Task to carry out: It is required that the lines from the top of the listing through the line with "const line = 'border-[#d4d4d4]';" be reproduced exactly, excluding pictures.
---- Data excerpt
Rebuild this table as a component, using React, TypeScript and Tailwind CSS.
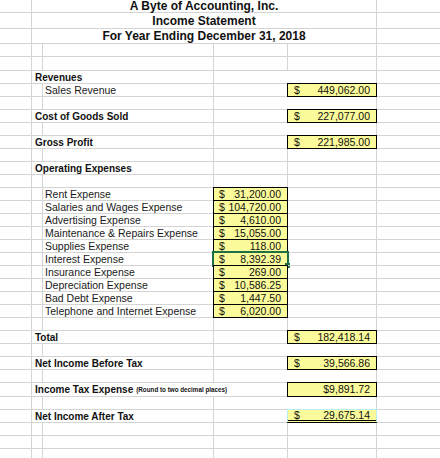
import clsx from 'clsx';

type Amount = { value: string; dollar?: boolean };

type SheetRow = {
  h?: number;
  label?: string;
  sub?: string;
  note?: string;
  d?: Amount;
  e?: Amount;
  selected?: boolean;
  final?: boolean;
  hideDE?: boolean;
};

const rows: SheetRow[] = [
  {},
  { h: 14 },
  { label: 'Revenues', hideDE: true },
  { sub: 'Sales Revenue', e: { value: '449,062.00' } },
  { hideDE: true },
  { label: 'Cost of Goods Sold', e: { value: '227,077.00' } },
  { hideDE: true },
  { label: 'Gross Profit', e: { value: '221,985.00' } },
  {},
  { label: 'Operating Expenses' },
  {},
  { sub: 'Rent Expense', d: { value: '31,200.00' } },
  { sub: 'Salaries and Wages Expense', d: { value: '104,720.00' } },
  { sub: 'Advertising Expense', d: { value: '4,610.00' } },
  { sub: 'Maintenance & Repairs Expense', d: { value: '15,055.00' } },
  { sub: 'Supplies Expense', d: { value: '118.00' } },
  { sub: 'Interest Expense', d: { value: '8,392.39' }, selected: true },
  { sub: 'Insurance Expense', d: { value: '269.00' } },
  { sub: 'Depreciation Expense', d: { value: '10,586.25' } },
  { sub: 'Bad Debt Expense', d: { value: '1,447.50' } },
  { sub: 'Telephone and Internet Expense', d: { value: '6,020.00' } },
  {},
  { label: 'Total', e: { value: '182,418.14' } },
  { hideDE: true },
  { label: 'Net Income Before Tax', e: { value: '39,566.86' } },
  { hideDE: true },
  {
    h: 14,
    label: 'Income Tax Expense',
    note: '(Round to two decimal places)',
    e: { value: '$9,891.72', dollar: false },
  },
  { hideDE: true },
  { label: 'Net Income After Tax', e: { value: '29,675.14' }, final: true },
  {},
  {},
  {},
];

const line = 'border-[#d4d4d4]';

const Money = ({ amount, className }: { amount: Amount; className: string }) => (
  <div className={clsx('flex h-full items-center text-[10.5px] leading-none text-[#111]', className)}>
    {amount.dollar !== false && <span>$</span>}
    <span className="ml-auto">{amount.value}</span>
  </div>
);

const TitleRow = ({ text, h, pad }: { text: string; h: string; pad: string }) => (
  <div className={clsx('flex', h)}>
    <div className={clsx('w-[32px] shrink-0 border-r border-b', line)} />
    <div
      className={clsx(
        'flex w-[345px] shrink-0 items-end justify-center border-r border-b text-[12px] leading-[12px] font-bold text-[#111]',
        line,
        pad,
      )}
    >
      {text}
    </div>
    <div className={clsx('flex-1 border-b', line)} />
  </div>
);

export default function App() {
  return (
    <div className="h-[458px] w-[440px] overflow-hidden bg-white font-['Liberation_Sans',Arial,sans-serif]">
      <TitleRow text="A Byte of Accounting, Inc." h="h-[13px]" pad="pb-0" />
      <TitleRow text="Income Statement" h="h-[16px]" pad="pb-[1px]" />
      <TitleRow text="For Year Ending December 31, 2018" h="h-[15px]" pad="pb-[1px]" />

      {rows.map((row, i) => {
        const hasB = !!row.label;
        return (
          <div key={i} className="flex" style={{ height: row.h ?? 13 }}>
            {/* A */}
            <div className={clsx('w-[32px] shrink-0 border-r border-b', line)} />

            {/* B */}
            <div
              className={clsx(
                'flex w-[11px] shrink-0 items-center border-b pl-[3px] whitespace-nowrap',
                line,
                !hasB && 'border-r',
              )}
            >
              {row.label && (
                <span className="pt-[1px] text-[10px] leading-none font-bold text-[#111]">
                  {row.label}
                  {row.note && (
                    <span className="ml-[3px] align-[1px] text-[6.3px]">{row.note}</span>
                  )}
                </span>
              )}
            </div>

            {/* C */}
            <div
              className={clsx(
                'flex w-[171px] shrink-0 items-center border-b pl-[2px] whitespace-nowrap',
                line,
                !row.note && 'border-r',
              )}
            >
              {row.sub && (
                <span className="pt-[1px] text-[10.5px] leading-none text-[#1a1a1a]">{row.sub}</span>
              )}
            </div>

            {/* D */}
            <div
              className={clsx('relative w-[74px] shrink-0 border-b', line, !row.hideDE && 'border-r')}
            >
              {row.d && (
                <div className="absolute -inset-px border border-black bg-[#fbfb9c]">
                  <Money amount={row.d} className="pr-[6px] pl-[5px]" />
                </div>
              )}
              {row.selected && (
                <>
                  <div className="absolute -inset-[2px] border-2 border-[#1d7044]" />
                  <div className="absolute -right-[3px] -bottom-[3px] h-[5px] w-[5px] bg-[#1d7044]" />
                </>
              )}
            </div>

            {/* E */}
            <div className={clsx('relative w-[89px] shrink-0 border-r border-b', line)}>
              {row.e && (
                <div
                  className={clsx(
                    'absolute -inset-px bg-[#fbfb9c]',
                    row.final
                      ? 'border-x border-t border-b-[3px] border-x-[#b8f0f0] border-t-[#b8f0f0] border-b-black'
                      : 'border border-black',
                  )}
                  style={row.final ? { borderStyle: 'solid solid double solid' } : undefined}
                >
                  <Money amount={row.e} className="pr-[6px] pl-[6px]" />
                </div>
              )}
            </div>

            {/* F */}
            <div className={clsx('flex-1 border-b', line)} />
          </div>
        );
      })}
    </div>
  );
}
--------
Correct result:
Rebuild this table as a component, using React, TypeScript and Tailwind CSS.
import clsx from 'clsx';

type Amount = { value: string; dollar?: boolean };

type SheetRow = {
  h?: number;
  label?: string;
  sub?: string;
  note?: string;
  d?: Amount;
  e?: Amount;
  selected?: boolean;
  final?: boolean;
  hideDE?: boolean;
};

const rows: SheetRow[] = [
  {},
  { h: 14 },
  { label: 'Revenues', hideDE: true },
  { sub: 'Sales Revenue', e: { value: '449,062.00' } },
  { hideDE: true },
  { label: 'Cost of Goods Sold', e: { value: '227,077.00' } },
  { hideDE: true },
  { label: 'Gross Profit', e: { value: '221,985.00' } },
  {},
  { label: 'Operating Expenses' },
  {},
  { sub: 'Rent Expense', d: { value: '31,200.00' } },
  { sub: 'Salaries and Wages Expense', d: { value: '104,720.00' } },
  { sub: 'Advertising Expense', d: { value: '4,610.00' } },
  { sub: 'Maintenance & Repairs Expense', d: { value: '15,055.00' } },
  { sub: 'Supplies Expense', d: { value: '118.00' } },
  { sub: 'Interest Expense', d: { value: '8,392.39' }, selected: true },
  { sub: 'Insurance Expense', d: { value: '269.00' } },
  { sub: 'Depreciation Expense', d: { value: '10,586.25' } },
  { sub: 'Bad Debt Expense', d: { value: '1,447.50' } },
  { sub: 'Telephone and Internet Expense', d: { value: '6,020.00' } },
  {},
  { label: 'Total', e: { value: '182,418.14' } },
  { hideDE: true },
  { label: 'Net Income Before Tax', e: { value: '39,566.86' } },
  { hideDE: true },
  {
    h: 14,
    label: 'Income Tax Expense',
    note: '(Round to two decimal places)',
    e: { value: '$9,891.72', dollar: false },
  },
  { hideDE: true },
  { label: 'Net Income After Tax', e: { value: '29,675.14' }, final: true },
  {},
  {},
  {},
];

const line = 'border-[#d4d4d4]';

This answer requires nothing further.